What followed was faint praise at best. That’s fine. Each of these new buildings—Guthrie, MIA, Walker, Minneapolis Public Library—has programmatic, aesthetic, and/or contextual problems. But did the conference organizers, and the panelists, think we’re so besotted with the new city-celebrity status delivered by our stararchitecture that we’ve forgotten the obvious? That these star architects (Jean Nouvel, Herzog & de Meuron, Cesar Pelli, Michael Graves) aren’t giving us their best architecture; that international architects introduce new ideas and innovative material uses to our “sheltered” architects here; and that when these stararchitects are given high-profile projects our local star modernists (Julie Snow, James Dayton, Ralph Rapson, Vincent James, HGA) lose out?
Appears so. Because all of this “discourse”—along with the faint praise—was delivered within a variety of slightly condescending contexts. Sigh. Did we really need Olivier Touraine, of Touraine Richmond Architects, to mumble through some sort of explanation of how the Twin Cities are different from each other (St. Paul representing government, Minneapolis representing culture)? Duh, and it’s a little more complicated than that.
Did we really need Maarten Delbeke, of Ghent University and Leiden University, to remind us that our most significant vernacular architecture is colossal grain elevators and sprawling shopping malls? Yes, yes, we know that Nouvel’s inspiration for his Guthrie Theater design came from the adjacent grain towers, conveyor belts and the Mississippi River. Nouvel’s contextual approach to the design of the Guthrie has been explored in magazine and newspaper articles for years. However, I’d never considered Herzog and de Meuron’s addition to the Walker Art Center as shopping-mall-like.
Jean-Louis Cohen, of New York University, mumbled at the most inopportune times, say when he was throwing out some rhetoric that had people next to me buzzing, “Did he say such and so, or so and such?” Something about how these new buildings are “cultural objects transformed into urban collectibles,” and we’re only missing a Calatrava; about cities “privileging postcards over the everyday”; that nonetheless such “monuments” convey that social change is happening; and most intriguing, something about the eroticism or narcissism (no one could agree which it was) of the Guthrie’s architecture.

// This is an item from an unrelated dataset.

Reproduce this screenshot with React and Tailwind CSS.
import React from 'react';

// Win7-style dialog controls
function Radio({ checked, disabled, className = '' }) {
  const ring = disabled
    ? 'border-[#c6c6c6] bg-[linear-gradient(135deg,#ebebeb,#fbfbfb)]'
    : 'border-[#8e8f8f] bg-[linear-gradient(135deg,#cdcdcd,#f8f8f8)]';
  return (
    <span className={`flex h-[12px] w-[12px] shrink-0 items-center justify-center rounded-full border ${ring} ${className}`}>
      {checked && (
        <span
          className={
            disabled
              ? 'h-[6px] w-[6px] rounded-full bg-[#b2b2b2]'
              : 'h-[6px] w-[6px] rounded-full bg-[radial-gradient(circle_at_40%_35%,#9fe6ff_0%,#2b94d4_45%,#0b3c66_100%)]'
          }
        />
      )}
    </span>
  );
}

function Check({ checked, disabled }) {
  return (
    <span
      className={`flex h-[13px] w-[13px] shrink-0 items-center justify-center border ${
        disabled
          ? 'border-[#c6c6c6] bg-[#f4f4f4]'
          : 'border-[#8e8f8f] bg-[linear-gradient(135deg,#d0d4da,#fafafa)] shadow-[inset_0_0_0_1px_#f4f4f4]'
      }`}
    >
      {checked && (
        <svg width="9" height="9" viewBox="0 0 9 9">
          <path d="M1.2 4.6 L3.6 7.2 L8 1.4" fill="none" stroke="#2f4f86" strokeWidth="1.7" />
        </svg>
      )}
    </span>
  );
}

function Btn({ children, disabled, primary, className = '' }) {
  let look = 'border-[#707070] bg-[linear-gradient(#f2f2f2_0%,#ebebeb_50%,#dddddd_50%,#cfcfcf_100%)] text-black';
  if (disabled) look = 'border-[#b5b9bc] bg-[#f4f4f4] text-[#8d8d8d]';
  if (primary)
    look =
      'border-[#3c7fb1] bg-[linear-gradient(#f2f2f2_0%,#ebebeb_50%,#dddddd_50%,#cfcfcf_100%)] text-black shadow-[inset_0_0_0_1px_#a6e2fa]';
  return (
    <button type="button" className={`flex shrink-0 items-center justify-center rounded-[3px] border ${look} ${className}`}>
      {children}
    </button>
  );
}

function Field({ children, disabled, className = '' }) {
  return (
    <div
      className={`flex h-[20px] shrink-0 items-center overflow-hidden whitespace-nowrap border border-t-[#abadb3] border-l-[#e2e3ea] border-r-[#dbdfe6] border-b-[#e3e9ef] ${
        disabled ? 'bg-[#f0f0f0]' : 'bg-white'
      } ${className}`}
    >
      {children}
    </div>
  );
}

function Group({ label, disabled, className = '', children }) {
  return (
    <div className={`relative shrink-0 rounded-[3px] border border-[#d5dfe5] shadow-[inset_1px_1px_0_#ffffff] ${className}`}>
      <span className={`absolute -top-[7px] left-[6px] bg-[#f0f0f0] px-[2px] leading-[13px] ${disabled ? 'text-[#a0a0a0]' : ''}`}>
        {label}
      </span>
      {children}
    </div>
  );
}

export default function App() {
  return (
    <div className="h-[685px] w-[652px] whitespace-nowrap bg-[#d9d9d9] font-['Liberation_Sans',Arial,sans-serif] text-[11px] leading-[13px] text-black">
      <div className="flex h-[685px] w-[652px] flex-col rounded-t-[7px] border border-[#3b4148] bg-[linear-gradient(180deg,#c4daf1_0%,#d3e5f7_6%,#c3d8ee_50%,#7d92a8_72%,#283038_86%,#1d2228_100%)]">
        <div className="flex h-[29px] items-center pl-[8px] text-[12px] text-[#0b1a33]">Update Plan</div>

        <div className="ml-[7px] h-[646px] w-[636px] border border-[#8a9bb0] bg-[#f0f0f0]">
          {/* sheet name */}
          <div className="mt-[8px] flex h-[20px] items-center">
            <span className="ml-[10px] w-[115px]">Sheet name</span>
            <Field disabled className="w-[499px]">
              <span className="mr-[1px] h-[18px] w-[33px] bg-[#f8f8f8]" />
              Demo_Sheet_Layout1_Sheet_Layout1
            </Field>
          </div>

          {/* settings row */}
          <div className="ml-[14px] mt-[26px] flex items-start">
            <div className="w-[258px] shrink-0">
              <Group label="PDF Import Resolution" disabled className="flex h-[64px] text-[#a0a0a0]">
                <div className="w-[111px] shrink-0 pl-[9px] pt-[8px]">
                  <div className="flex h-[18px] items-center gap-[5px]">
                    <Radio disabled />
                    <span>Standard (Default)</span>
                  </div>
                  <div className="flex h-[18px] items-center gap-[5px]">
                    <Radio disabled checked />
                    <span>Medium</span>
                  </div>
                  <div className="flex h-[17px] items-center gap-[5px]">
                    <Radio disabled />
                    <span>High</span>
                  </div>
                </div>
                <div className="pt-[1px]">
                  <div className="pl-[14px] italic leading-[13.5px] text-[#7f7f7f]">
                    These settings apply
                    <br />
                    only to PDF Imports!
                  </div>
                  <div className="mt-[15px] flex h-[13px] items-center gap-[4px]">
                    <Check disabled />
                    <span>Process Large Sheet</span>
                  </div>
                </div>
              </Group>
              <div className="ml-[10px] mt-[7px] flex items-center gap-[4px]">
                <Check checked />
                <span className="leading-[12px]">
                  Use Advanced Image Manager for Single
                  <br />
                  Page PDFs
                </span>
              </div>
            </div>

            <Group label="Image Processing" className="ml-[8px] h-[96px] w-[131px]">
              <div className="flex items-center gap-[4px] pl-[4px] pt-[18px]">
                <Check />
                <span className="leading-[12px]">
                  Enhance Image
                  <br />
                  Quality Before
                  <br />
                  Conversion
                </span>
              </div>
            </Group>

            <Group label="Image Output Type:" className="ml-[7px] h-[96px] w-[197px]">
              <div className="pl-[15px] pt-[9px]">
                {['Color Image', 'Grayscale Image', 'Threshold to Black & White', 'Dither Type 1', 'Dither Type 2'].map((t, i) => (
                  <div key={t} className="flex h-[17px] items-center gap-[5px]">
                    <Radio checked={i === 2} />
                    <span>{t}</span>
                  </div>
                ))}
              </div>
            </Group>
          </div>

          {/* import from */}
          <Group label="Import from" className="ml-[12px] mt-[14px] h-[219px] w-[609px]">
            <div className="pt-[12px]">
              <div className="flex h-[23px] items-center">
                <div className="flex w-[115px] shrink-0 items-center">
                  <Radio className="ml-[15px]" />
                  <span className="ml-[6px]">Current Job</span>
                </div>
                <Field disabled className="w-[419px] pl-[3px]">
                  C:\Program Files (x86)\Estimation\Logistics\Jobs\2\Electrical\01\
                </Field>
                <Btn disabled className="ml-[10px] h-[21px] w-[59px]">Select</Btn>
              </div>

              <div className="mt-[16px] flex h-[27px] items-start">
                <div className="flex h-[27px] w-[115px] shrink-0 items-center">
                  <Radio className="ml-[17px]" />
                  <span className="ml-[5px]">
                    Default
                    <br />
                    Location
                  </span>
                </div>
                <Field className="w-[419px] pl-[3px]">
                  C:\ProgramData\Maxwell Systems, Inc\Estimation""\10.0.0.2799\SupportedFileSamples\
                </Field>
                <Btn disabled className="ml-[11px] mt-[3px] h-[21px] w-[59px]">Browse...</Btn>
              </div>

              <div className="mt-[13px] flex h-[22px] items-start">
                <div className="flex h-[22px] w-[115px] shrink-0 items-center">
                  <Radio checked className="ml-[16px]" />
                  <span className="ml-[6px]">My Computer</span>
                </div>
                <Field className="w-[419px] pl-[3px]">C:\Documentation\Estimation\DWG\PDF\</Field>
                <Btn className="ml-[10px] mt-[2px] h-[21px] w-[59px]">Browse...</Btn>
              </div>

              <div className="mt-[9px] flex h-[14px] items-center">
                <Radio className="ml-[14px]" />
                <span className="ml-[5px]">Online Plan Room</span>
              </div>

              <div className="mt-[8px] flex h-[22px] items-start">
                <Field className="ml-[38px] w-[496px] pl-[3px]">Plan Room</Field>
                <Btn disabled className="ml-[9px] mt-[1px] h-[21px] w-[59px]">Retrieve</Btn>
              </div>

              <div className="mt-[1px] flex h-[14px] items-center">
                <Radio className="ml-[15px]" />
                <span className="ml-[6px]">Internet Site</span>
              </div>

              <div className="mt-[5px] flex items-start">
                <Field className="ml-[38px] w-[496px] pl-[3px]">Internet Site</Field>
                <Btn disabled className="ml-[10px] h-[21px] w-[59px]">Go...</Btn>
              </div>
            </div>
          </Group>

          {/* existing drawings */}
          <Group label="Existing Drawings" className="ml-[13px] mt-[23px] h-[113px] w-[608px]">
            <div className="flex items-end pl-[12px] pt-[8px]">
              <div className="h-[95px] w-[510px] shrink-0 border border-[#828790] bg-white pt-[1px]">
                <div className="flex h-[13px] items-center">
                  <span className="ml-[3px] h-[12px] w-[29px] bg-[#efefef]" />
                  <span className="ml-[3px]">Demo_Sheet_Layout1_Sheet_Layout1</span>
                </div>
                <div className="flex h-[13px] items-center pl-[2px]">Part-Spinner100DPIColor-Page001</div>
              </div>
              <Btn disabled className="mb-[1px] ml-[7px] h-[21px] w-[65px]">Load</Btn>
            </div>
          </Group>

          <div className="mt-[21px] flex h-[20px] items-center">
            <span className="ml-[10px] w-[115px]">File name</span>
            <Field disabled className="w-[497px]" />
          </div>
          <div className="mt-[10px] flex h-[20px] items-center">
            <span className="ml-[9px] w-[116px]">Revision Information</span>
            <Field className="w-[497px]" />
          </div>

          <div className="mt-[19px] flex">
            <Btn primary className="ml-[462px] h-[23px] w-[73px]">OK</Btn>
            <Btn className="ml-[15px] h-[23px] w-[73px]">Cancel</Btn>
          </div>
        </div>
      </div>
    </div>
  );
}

Cohen’s real zinger? That these building display the legacy of American manufacturing, our “biggest accomplishment.” Who knew?!
Suzanne Stephens, deputy editor of Architectural Record, provided us with a little history lesson. Minneapolis isn’t following the Bilbao model of “design it and tourists will come”: We invented it!! Way back in the middle of the last century, when Ralph Rapson arrived from Cranbook and designed the now-demolished Guthrie Theater (featured in architecture textbooks around the world), Edward Larabee Barnes designed the Walker, Hardy Holtzman Pfeiffer designed Orchestra Hall and then WCCO, Gunnar Birkerts designed the Federal Reserve Building, Kenzo Tange designed an addition to the MIA, and Phillip Johnson and John Burgee designed the IDS, “a smashing success at the time.”
The IDS, in fact, was the only one of those buildings Stephens liked, either during that first wave of “import architecture” or the second wave Minneapolis has experienced in the last few years. No matter. Ole Bouman (Netherlands Architecture Institute) sketched out an intriguing model for the intersection of mass production and genius, then offered a Big If: “Do Minneapolis’ new cultural institutions provide people with not only a program, but something to admire and enjoy? If so, you’ve achieved a miracle.” The jury’s still out on many of the new buildings, but no doubt being the good Minnesotans we are, we’ll be nice about them all eventually.
Margaret Crawford, of Harvard Graduate School of Design, ventured into Richard Florida and Ann Markusen territory with her discussion of culture + creativity = economic advantage. She then wondered aloud about how architecture can trickle down into the lives of ordinary people–using not a single example from Minneapolis. The implication being, I think, that our celebrity architecture is either incapable of or unwilling to undertake such feats. Frances Anderton, who hosts a radio-architecture program in Los Angeles, played clips from her interviews with regular people (like Jodie Foster) about their perspectives on architecture.
Anyway. As someone who attends symposia in hopes of being challenged, enlightened and engaged, I can only wonder what all of this was about. Minneapolis’ stararchitecture, it’s safe to say, has engaged many of its publics—the architectural and popular media, the citizens of Minneapolis and St. Paul (if not the Upper Midwest), the panelists of this symposium. But if the role of critics, as was mentioned early in the program, is to make buildings known to people, these panelist-critics underestimated their public: a design-savvy audience intimately attuned to its changing built environment, with higher expectations for discourse than “Design and Its Publics” delivered.